Pull every line with the word "this" out of the entries below.

### Records
######

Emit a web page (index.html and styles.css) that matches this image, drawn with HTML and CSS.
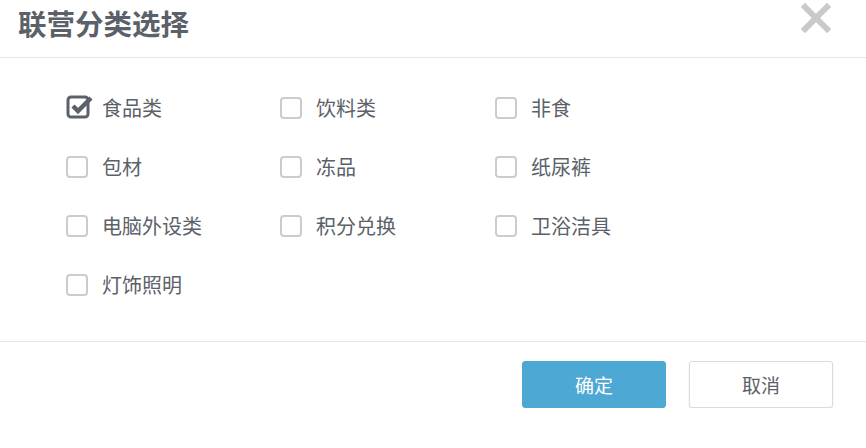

######

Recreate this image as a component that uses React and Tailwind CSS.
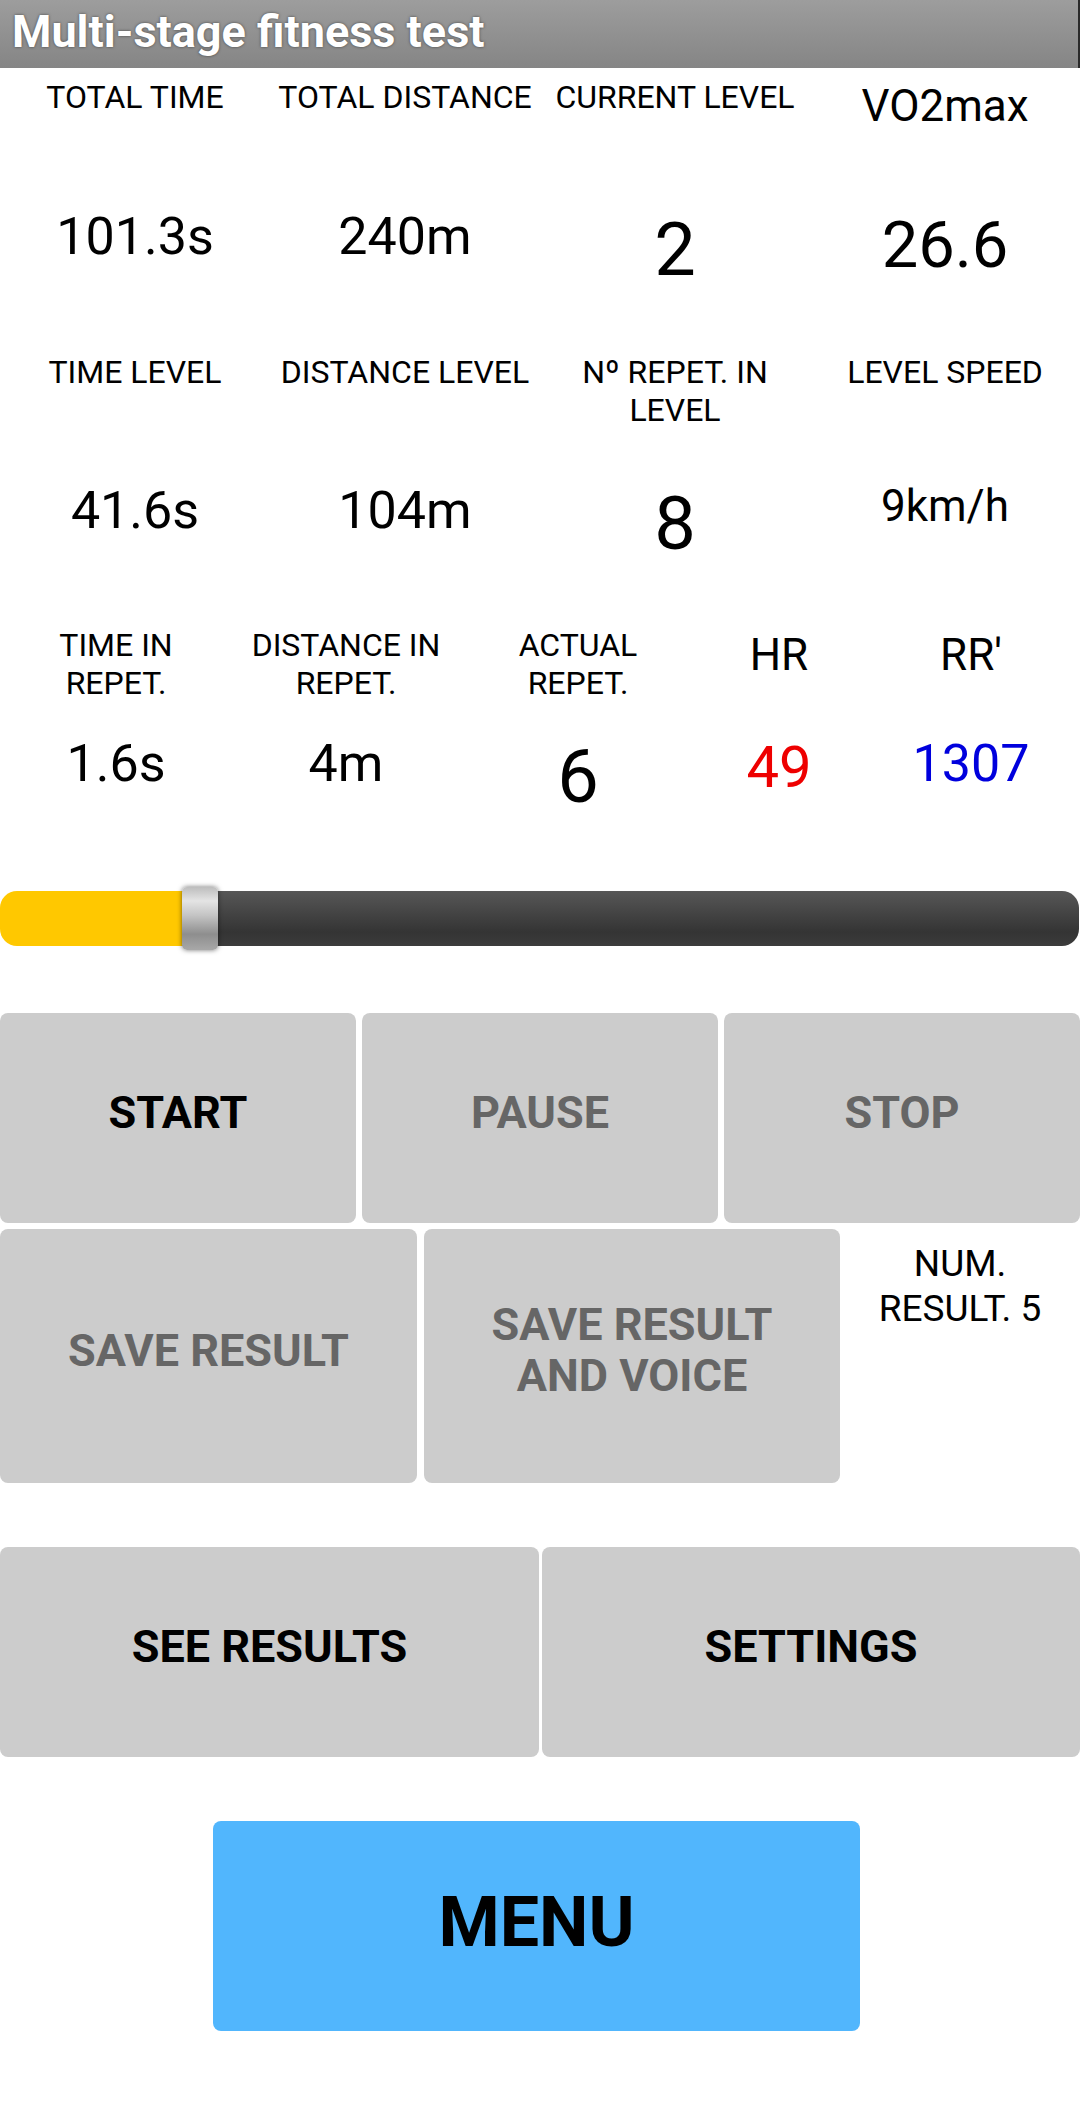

######

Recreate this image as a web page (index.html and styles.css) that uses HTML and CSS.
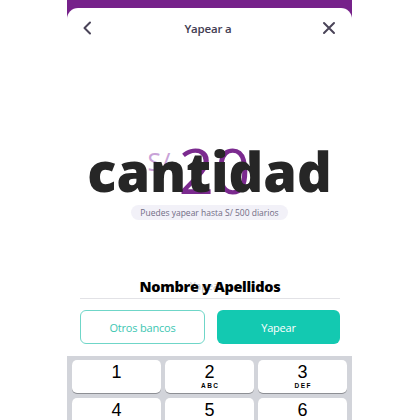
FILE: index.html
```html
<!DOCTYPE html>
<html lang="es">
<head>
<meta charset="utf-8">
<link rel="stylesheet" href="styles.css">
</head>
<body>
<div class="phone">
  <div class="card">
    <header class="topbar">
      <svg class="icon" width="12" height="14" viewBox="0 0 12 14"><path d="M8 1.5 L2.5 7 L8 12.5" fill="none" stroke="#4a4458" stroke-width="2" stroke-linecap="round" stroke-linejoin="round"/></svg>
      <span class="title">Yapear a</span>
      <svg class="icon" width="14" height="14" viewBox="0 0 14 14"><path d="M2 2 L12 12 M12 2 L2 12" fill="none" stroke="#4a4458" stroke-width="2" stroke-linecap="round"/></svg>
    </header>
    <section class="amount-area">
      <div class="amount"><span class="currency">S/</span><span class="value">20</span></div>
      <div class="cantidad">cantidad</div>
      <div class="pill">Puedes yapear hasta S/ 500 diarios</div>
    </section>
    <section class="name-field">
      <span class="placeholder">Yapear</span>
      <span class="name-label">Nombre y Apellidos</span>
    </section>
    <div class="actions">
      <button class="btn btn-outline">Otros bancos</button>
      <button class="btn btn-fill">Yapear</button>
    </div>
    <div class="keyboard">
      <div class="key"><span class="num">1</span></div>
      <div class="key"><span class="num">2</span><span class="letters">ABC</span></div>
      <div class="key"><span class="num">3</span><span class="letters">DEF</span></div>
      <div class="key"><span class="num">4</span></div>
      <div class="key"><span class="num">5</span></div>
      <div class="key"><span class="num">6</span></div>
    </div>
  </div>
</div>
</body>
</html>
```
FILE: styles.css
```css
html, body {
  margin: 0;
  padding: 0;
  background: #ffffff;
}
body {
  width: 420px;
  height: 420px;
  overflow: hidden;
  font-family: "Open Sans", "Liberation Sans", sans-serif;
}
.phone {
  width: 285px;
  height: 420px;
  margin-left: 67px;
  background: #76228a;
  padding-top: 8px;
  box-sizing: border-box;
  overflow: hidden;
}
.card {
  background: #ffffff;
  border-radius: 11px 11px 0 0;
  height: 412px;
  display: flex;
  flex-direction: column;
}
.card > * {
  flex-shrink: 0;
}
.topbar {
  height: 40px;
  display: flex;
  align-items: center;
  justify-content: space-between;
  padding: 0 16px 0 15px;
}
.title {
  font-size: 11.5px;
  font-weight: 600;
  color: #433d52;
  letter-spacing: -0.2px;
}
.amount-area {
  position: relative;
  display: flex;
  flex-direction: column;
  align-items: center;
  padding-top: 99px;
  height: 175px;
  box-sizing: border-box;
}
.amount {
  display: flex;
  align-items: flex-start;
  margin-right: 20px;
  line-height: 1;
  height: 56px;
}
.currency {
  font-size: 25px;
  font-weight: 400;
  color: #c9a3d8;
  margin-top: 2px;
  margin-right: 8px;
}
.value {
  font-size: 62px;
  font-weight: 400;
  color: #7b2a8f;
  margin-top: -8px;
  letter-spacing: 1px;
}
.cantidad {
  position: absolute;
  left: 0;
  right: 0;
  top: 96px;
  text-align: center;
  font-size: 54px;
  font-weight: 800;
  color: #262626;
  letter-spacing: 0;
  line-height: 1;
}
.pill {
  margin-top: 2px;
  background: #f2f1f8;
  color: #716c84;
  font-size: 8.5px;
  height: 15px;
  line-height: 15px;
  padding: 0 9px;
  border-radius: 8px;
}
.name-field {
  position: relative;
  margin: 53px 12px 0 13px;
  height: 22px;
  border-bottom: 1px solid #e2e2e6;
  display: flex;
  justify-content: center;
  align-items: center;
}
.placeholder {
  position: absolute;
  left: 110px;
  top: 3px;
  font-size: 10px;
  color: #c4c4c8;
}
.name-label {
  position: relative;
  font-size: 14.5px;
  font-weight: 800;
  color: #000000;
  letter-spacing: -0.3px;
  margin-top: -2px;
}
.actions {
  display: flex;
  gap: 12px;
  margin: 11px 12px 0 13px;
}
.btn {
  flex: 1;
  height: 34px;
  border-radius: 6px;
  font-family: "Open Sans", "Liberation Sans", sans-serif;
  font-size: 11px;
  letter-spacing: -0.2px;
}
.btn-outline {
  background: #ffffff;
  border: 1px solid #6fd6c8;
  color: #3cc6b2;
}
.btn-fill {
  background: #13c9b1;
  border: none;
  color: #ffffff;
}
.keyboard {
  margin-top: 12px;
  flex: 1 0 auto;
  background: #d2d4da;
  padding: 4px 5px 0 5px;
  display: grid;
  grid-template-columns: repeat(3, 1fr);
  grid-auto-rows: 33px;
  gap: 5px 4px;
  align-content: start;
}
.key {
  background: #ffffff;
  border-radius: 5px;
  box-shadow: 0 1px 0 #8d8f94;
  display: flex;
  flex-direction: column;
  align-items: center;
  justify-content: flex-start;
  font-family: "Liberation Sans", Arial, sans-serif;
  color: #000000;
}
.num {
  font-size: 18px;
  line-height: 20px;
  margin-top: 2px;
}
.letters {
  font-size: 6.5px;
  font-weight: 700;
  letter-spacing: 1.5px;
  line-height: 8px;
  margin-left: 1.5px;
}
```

######

### Full answer
Emit a web page (index.html and styles.css) that matches this image, drawn with HTML and CSS.
Recreate this image as a component that uses React and Tailwind CSS.
Recreate this image as a web page (index.html and styles.css) that uses HTML and CSS.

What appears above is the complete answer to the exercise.